--- START Collected material ---
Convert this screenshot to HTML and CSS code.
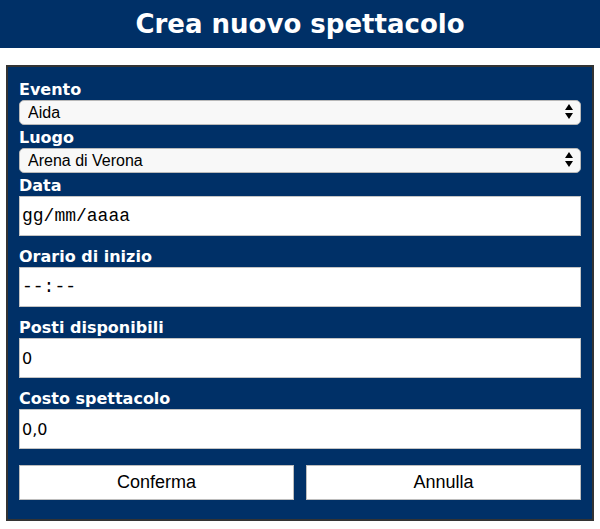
FILE: index.html
```html
<!DOCTYPE html>
<html lang="it">
<head>
<meta charset="utf-8">
<title>Crea nuovo spettacolo</title>
<link rel="stylesheet" href="styles.css">
</head>
<body>
<header class="topbar">
  <h1 class="title">Crea nuovo spettacolo</h1>
</header>
<form class="panel">
  <label class="lbl lbl-first">Evento</label>
  <div class="sel-wrap">
    <select class="sel"><option>Aida</option></select>
    <svg class="sel-arrows" width="8" height="15" viewBox="0 0 8 15"><path d="M4 0 L8 6 L0 6 Z M0 9 L8 9 L4 15 Z" fill="#000"/></svg>
  </div>
  <label class="lbl">Luogo</label>
  <div class="sel-wrap">
    <select class="sel"><option>Arena di Verona</option></select>
    <svg class="sel-arrows" width="8" height="15" viewBox="0 0 8 15"><path d="M4 0 L8 6 L0 6 Z M0 9 L8 9 L4 15 Z" fill="#000"/></svg>
  </div>
  <label class="lbl">Data</label>
  <input class="inp mono" type="text" value="gg/mm/aaaa">
  <label class="lbl lbl-gap">Orario di inizio</label>
  <input class="inp mono" type="text" value="--:--">
  <label class="lbl lbl-gap">Posti disponibili</label>
  <input class="inp" type="text" value="0">
  <label class="lbl lbl-gap">Costo spettacolo</label>
  <input class="inp" type="text" value="0,0">
  <div class="actions">
    <button type="button" class="btn">Conferma</button>
    <button type="button" class="btn">Annulla</button>
  </div>
</form>
</body>
</html>
```
FILE: styles.css
```css
html, body {
  margin: 0;
  padding: 0;
  background: #ffffff;
}
body {
  font-family: "DejaVu Sans", Verdana, sans-serif;
}
.topbar {
  background: #003067;
  height: 48px;
  display: flex;
  align-items: center;
  justify-content: center;
}
.title {
  margin: 0;
  color: #ffffff;
  font-size: 26px;
  font-weight: bold;
  line-height: 48px;
}
.panel {
  margin: 17px 6px 0 6px;
  border: 2px solid #333333;
  background: #003067;
  padding: 13px 11px 19px 11px;
  display: flex;
  flex-direction: column;
}
.lbl {
  display: block;
  color: #ffffff;
  font-weight: bold;
  font-size: 16px;
  line-height: 19px;
  height: 19px;
  margin-top: 3px;
}
.lbl-first {
  margin-top: 0;
}
.lbl-gap {
  margin-top: 11px;
}
.sel-wrap {
  position: relative;
  margin-top: 1px;
  height: 25px;
}
.sel {
  appearance: none;
  -webkit-appearance: none;
  width: 100%;
  height: 25px;
  box-sizing: border-box;
  margin: 0;
  border: 1px solid #b9b9b9;
  border-radius: 5px;
  background: #f8f8f8;
  padding: 0 0 0 8px;
  font-family: "Liberation Sans", Arial, sans-serif;
  font-size: 16px;
  color: #000;
}
.sel-arrows {
  position: absolute;
  right: 8px;
  top: 4px;
}
.inp {
  display: block;
  margin: 1px 0 0 0;
  width: 100%;
  height: 40px;
  box-sizing: border-box;
  border: 1px solid #c4c4c4;
  background: #ffffff;
  padding: 0 2px;
  font-family: "DejaVu Sans", Verdana, sans-serif;
  font-size: 16px;
  color: #000;
  outline: none;
}
.mono {
  font-family: "Liberation Mono", "Courier New", monospace;
  font-size: 18px;
}
.actions {
  display: flex;
  gap: 12px;
  margin-top: 16px;
}
.btn {
  flex: 1;
  height: 35px;
  margin: 0;
  border: 1px solid #bdbdbd;
  background: #ffffff;
  font-family: "Liberation Sans", Arial, sans-serif;
  font-size: 18px;
  color: #000;
  padding: 0;
}
```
--- END Collected material ---
Give all the lines above again, character for character, without pictures.

▸ Solution to the exercise:
Convert this screenshot to HTML and CSS code.
FILE: index.html
```html
<!DOCTYPE html>
<html lang="it">
<head>
<meta charset="utf-8">
<title>Crea nuovo spettacolo</title>
<link rel="stylesheet" href="styles.css">
</head>
<body>
<header class="topbar">
  <h1 class="title">Crea nuovo spettacolo</h1>
</header>
<form class="panel">
  <label class="lbl lbl-first">Evento</label>
  <div class="sel-wrap">
    <select class="sel"><option>Aida</option></select>
    <svg class="sel-arrows" width="8" height="15" viewBox="0 0 8 15"><path d="M4 0 L8 6 L0 6 Z M0 9 L8 9 L4 15 Z" fill="#000"/></svg>
  </div>
  <label class="lbl">Luogo</label>
  <div class="sel-wrap">
    <select class="sel"><option>Arena di Verona</option></select>
    <svg class="sel-arrows" width="8" height="15" viewBox="0 0 8 15"><path d="M4 0 L8 6 L0 6 Z M0 9 L8 9 L4 15 Z" fill="#000"/></svg>
  </div>
  <label class="lbl">Data</label>
  <input class="inp mono" type="text" value="gg/mm/aaaa">
  <label class="lbl lbl-gap">Orario di inizio</label>
  <input class="inp mono" type="text" value="--:--">
  <label class="lbl lbl-gap">Posti disponibili</label>
  <input class="inp" type="text" value="0">
  <label class="lbl lbl-gap">Costo spettacolo</label>
  <input class="inp" type="text" value="0,0">
  <div class="actions">
    <button type="button" class="btn">Conferma</button>
    <button type="button" class="btn">Annulla</button>
  </div>
</form>
</body>
</html>
```
FILE: styles.css
```css
html, body {
  margin: 0;
  padding: 0;
  background: #ffffff;
}
body {
  font-family: "DejaVu Sans", Verdana, sans-serif;
}
.topbar {
  background: #003067;
  height: 48px;
  display: flex;
  align-items: center;
  justify-content: center;
}
.title {
  margin: 0;
  color: #ffffff;
  font-size: 26px;
  font-weight: bold;
  line-height: 48px;
}
.panel {
  margin: 17px 6px 0 6px;
  border: 2px solid #333333;
  background: #003067;
  padding: 13px 11px 19px 11px;
  display: flex;
  flex-direction: column;
}
.lbl {
  display: block;
  color: #ffffff;
  font-weight: bold;
  font-size: 16px;
  line-height: 19px;
  height: 19px;
  margin-top: 3px;
}
.lbl-first {
  margin-top: 0;
}
.lbl-gap {
  margin-top: 11px;
}
.sel-wrap {
  position: relative;
  margin-top: 1px;
  height: 25px;
}
.sel {
  appearance: none;
  -webkit-appearance: none;
  width: 100%;
  height: 25px;
  box-sizing: border-box;
  margin: 0;
  border: 1px solid #b9b9b9;
  border-radius: 5px;
  background: #f8f8f8;
  padding: 0 0 0 8px;
  font-family: "Liberation Sans", Arial, sans-serif;
  font-size: 16px;
  color: #000;
}
.sel-arrows {
  position: absolute;
  right: 8px;
  top: 4px;
}
.inp {
  display: block;
  margin: 1px 0 0 0;
  width: 100%;
  height: 40px;
  box-sizing: border-box;
  border: 1px solid #c4c4c4;
  background: #ffffff;
  padding: 0 2px;
  font-family: "DejaVu Sans", Verdana, sans-serif;
  font-size: 16px;
  color: #000;
  outline: none;
}
.mono {
  font-family: "Liberation Mono", "Courier New", monospace;
  font-size: 18px;
}
.actions {
  display: flex;
  gap: 12px;
  margin-top: 16px;
}
.btn {
  flex: 1;
  height: 35px;
  margin: 0;
  border: 1px solid #bdbdbd;
  background: #ffffff;
  font-family: "Liberation Sans", Arial, sans-serif;
  font-size: 18px;
  color: #000;
  padding: 0;
}
```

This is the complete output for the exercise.